Transparent mode is important here -- it tells mitmproxy that connections are being redirected to it, and that it should recover the original destination address from the socket (via SO_ORIGINAL_DST). Without this flag, mitmproxy would expect a regular explicit proxy connection and everything would fail immediately.

Trusting the CA certificate in Windows

At this point, traffic from the VM is being redirected through mitmproxy, but the browser (or any other HTTPS client) will reject the connection because mitmproxy is presenting its own dynamically-generated certificate, not the real one from the server. The client doesn't trust mitmproxy's CA yet.
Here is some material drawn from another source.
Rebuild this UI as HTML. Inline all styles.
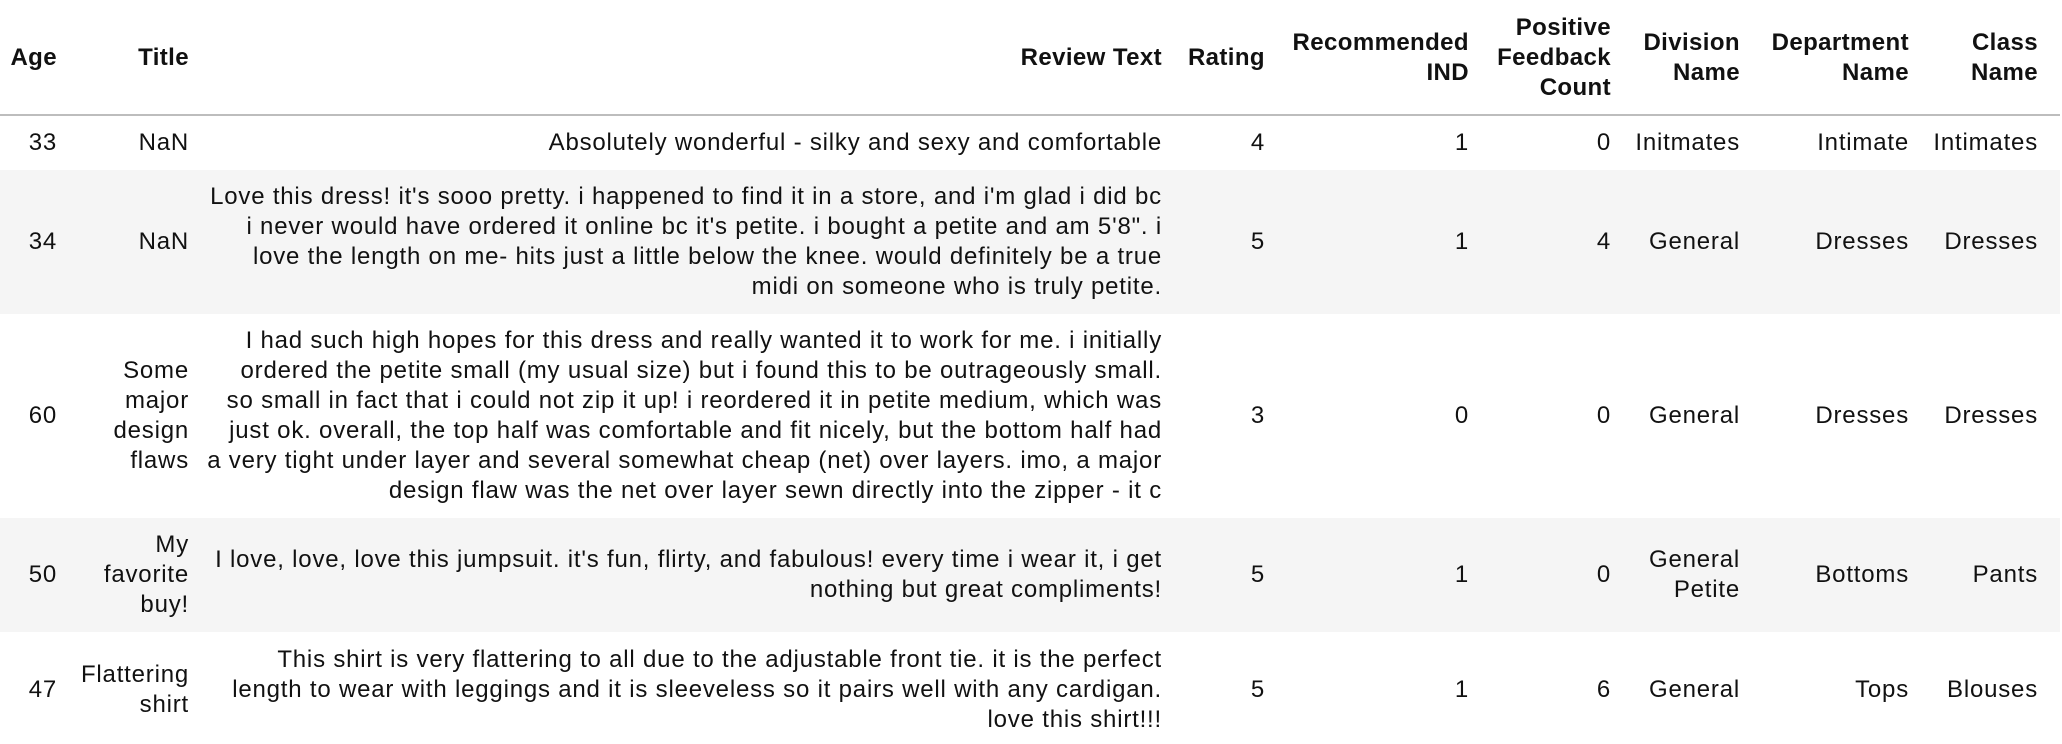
<!DOCTYPE html>
<html><head><meta charset="utf-8"><style>
html,body{margin:0;padding:0;background:#fff;width:2062px;height:744px;overflow:hidden;position:relative;
font-family:"Liberation Sans",Arial,sans-serif;font-size:24px;letter-spacing:0.8px;color:#111;}
.c{position:absolute;display:flex;align-items:center;justify-content:flex-end;text-align:right;white-space:nowrap;line-height:30px;}
.h{font-weight:bold;letter-spacing:0.4px;}
.stripe{position:absolute;left:0;width:2060px;background:#f5f5f5;}
.line{position:absolute;left:0;top:114px;width:2060px;height:2px;background:#bdbdbd;}
</style></head><body>
<div class="stripe" style="top:170px;height:144px"></div>
<div class="stripe" style="top:518px;height:114px"></div>
<div class="line"></div>

<!-- header -->
<div class="c h" style="right:2005px;top:0;height:115px">Age</div>
<div class="c h" style="right:1873px;top:0;height:115px">Title</div>
<div class="c h" style="right:900px;top:0;height:115px">Review Text</div>
<div class="c h" style="right:797px;top:0;height:115px">Rating</div>
<div class="c h" style="right:593px;top:0;height:115px">Recommended<br>IND</div>
<div class="c h" style="right:451px;top:0;height:115px">Positive<br>Feedback<br>Count</div>
<div class="c h" style="right:322px;top:0;height:115px">Division<br>Name</div>
<div class="c h" style="right:153px;top:0;height:115px">Department<br>Name</div>
<div class="c h" style="right:24px;top:0;height:115px">Class<br>Name</div>

<!-- row 1 -->
<div class="c" style="right:2005px;top:115px;height:55px">33</div>
<div class="c" style="right:1873px;top:115px;height:55px">NaN</div>
<div class="c" style="right:900px;top:115px;height:55px">Absolutely wonderful - silky and sexy and comfortable</div>
<div class="c" style="right:797px;top:115px;height:55px">4</div>
<div class="c" style="right:593px;top:115px;height:55px">1</div>
<div class="c" style="right:451px;top:115px;height:55px">0</div>
<div class="c" style="right:322px;top:115px;height:55px">Initmates</div>
<div class="c" style="right:153px;top:115px;height:55px">Intimate</div>
<div class="c" style="right:24px;top:115px;height:55px">Intimates</div>

<!-- row 2 -->
<div class="c" style="right:2005px;top:170px;height:144px">34</div>
<div class="c" style="right:1873px;top:170px;height:144px">NaN</div>
<div class="c" style="right:900px;top:170px;height:144px">Love this dress! it's sooo pretty. i happened to find it in a store, and i'm glad i did bc<br>i never would have ordered it online bc it's petite. i bought a petite and am 5'8". i<br>love the length on me- hits just a little below the knee. would definitely be a true<br>midi on someone who is truly petite.</div>
<div class="c" style="right:797px;top:170px;height:144px">5</div>
<div class="c" style="right:593px;top:170px;height:144px">1</div>
<div class="c" style="right:451px;top:170px;height:144px">4</div>
<div class="c" style="right:322px;top:170px;height:144px">General</div>
<div class="c" style="right:153px;top:170px;height:144px">Dresses</div>
<div class="c" style="right:24px;top:170px;height:144px">Dresses</div>

<!-- row 3 -->
<div class="c" style="right:2005px;top:314px;height:204px">60</div>
<div class="c" style="right:1873px;top:314px;height:204px">Some<br>major<br>design<br>flaws</div>
<div class="c" style="right:900px;top:314px;height:204px">I had such high hopes for this dress and really wanted it to work for me. i initially<br>ordered the petite small (my usual size) but i found this to be outrageously small.<br>so small in fact that i could not zip it up! i reordered it in petite medium, which was<br>just ok. overall, the top half was comfortable and fit nicely, but the bottom half had<br>a very tight under layer and several somewhat cheap (net) over layers. imo, a major<br>design flaw was the net over layer sewn directly into the zipper - it c</div>
<div class="c" style="right:797px;top:314px;height:204px">3</div>
<div class="c" style="right:593px;top:314px;height:204px">0</div>
<div class="c" style="right:451px;top:314px;height:204px">0</div>
<div class="c" style="right:322px;top:314px;height:204px">General</div>
<div class="c" style="right:153px;top:314px;height:204px">Dresses</div>
<div class="c" style="right:24px;top:314px;height:204px">Dresses</div>

<!-- row 4 -->
<div class="c" style="right:2005px;top:518px;height:114px">50</div>
<div class="c" style="right:1873px;top:518px;height:114px">My<br>favorite<br>buy!</div>
<div class="c" style="right:900px;top:518px;height:114px">I love, love, love this jumpsuit. it's fun, flirty, and fabulous! every time i wear it, i get<br>nothing but great compliments!</div>
<div class="c" style="right:797px;top:518px;height:114px">5</div>
<div class="c" style="right:593px;top:518px;height:114px">1</div>
<div class="c" style="right:451px;top:518px;height:114px">0</div>
<div class="c" style="right:322px;top:518px;height:114px">General<br>Petite</div>
<div class="c" style="right:153px;top:518px;height:114px">Bottoms</div>
<div class="c" style="right:24px;top:518px;height:114px">Pants</div>

<!-- row 5 -->
<div class="c" style="right:2005px;top:632px;height:116px">47</div>
<div class="c" style="right:1873px;top:632px;height:116px">Flattering<br>shirt</div>
<div class="c" style="right:900px;top:632px;height:116px">This shirt is very flattering to all due to the adjustable front tie. it is the perfect<br>length to wear with leggings and it is sleeveless so it pairs well with any cardigan.<br>love this shirt!!!</div>
<div class="c" style="right:797px;top:632px;height:116px">5</div>
<div class="c" style="right:593px;top:632px;height:116px">1</div>
<div class="c" style="right:451px;top:632px;height:116px">6</div>
<div class="c" style="right:322px;top:632px;height:116px">General</div>
<div class="c" style="right:153px;top:632px;height:116px">Tops</div>
<div class="c" style="right:24px;top:632px;height:116px">Blouses</div>
</body></html>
When mitmproxy starts for the first time, it generates its own CA certificate and stores it in ~/.mitmproxy/:

~/.mitmproxy/mitmproxy-ca.pem        # CA key + cert (keep this private)
~/.mitmproxy/mitmproxy-ca-cert.pem   # CA cert only
~/.mitmproxy/mitmproxy-ca-cert.p12   # same, PKCS#12 format (for Windows/macOS)
~/.mitmproxy/mitmproxy-ca-cert.cer   # same, DER format

This CA is what mitmproxy uses to sign the per-site certificates it generates on the fly. For the HTTPS interception to work transparently, the VM must trust it. You can either copy the certificate file directly from the host, or use the convenient shortcut mitmproxy provides: from within the Windows VM, open a browser and navigate to:

http://mitm.it

mitmproxy intercepts this special hostname and serves a page with download links for its CA certificate on all supported platforms. Download the Windows version (.p12 or the certificate installer), then install it into the Trusted Root Certification Authorities store.

The exact steps in Windows 10:

  1. Double-click the downloaded certificate file.
  2. Select Local Machine and click Next.
  3. Place the certificate in Trusted Root Certification Authorities.
  4. Confirm and finish.

After that, HTTPS connections from the VM will go through mitmproxy silently and without certificate errors. You'll see all the requests and responses -- headers, bodies, everything -- in mitmproxy's interface on the host.

mitmproxy in action

Cleaning up

When you're done, remove the rules:

# iptables -t nat -D PREROUTING -i virbr0 -p tcp --dport 443 -j REDIRECT --to-port 8000
# iptables -t nat -D PREROUTING -i virbr0 -p tcp --dport 80  -j REDIRECT --to-port 8000
# iptables -D FORWARD -i virbr0 -p udp --dport 443 -j REJECT

And stop mitmproxy. The Windows CA store will still contain the mitmproxy certificate, but generally Windows it's full of bloat and trash anyway even (especially) after default fresh install, so that shouldn't matter that much I guess.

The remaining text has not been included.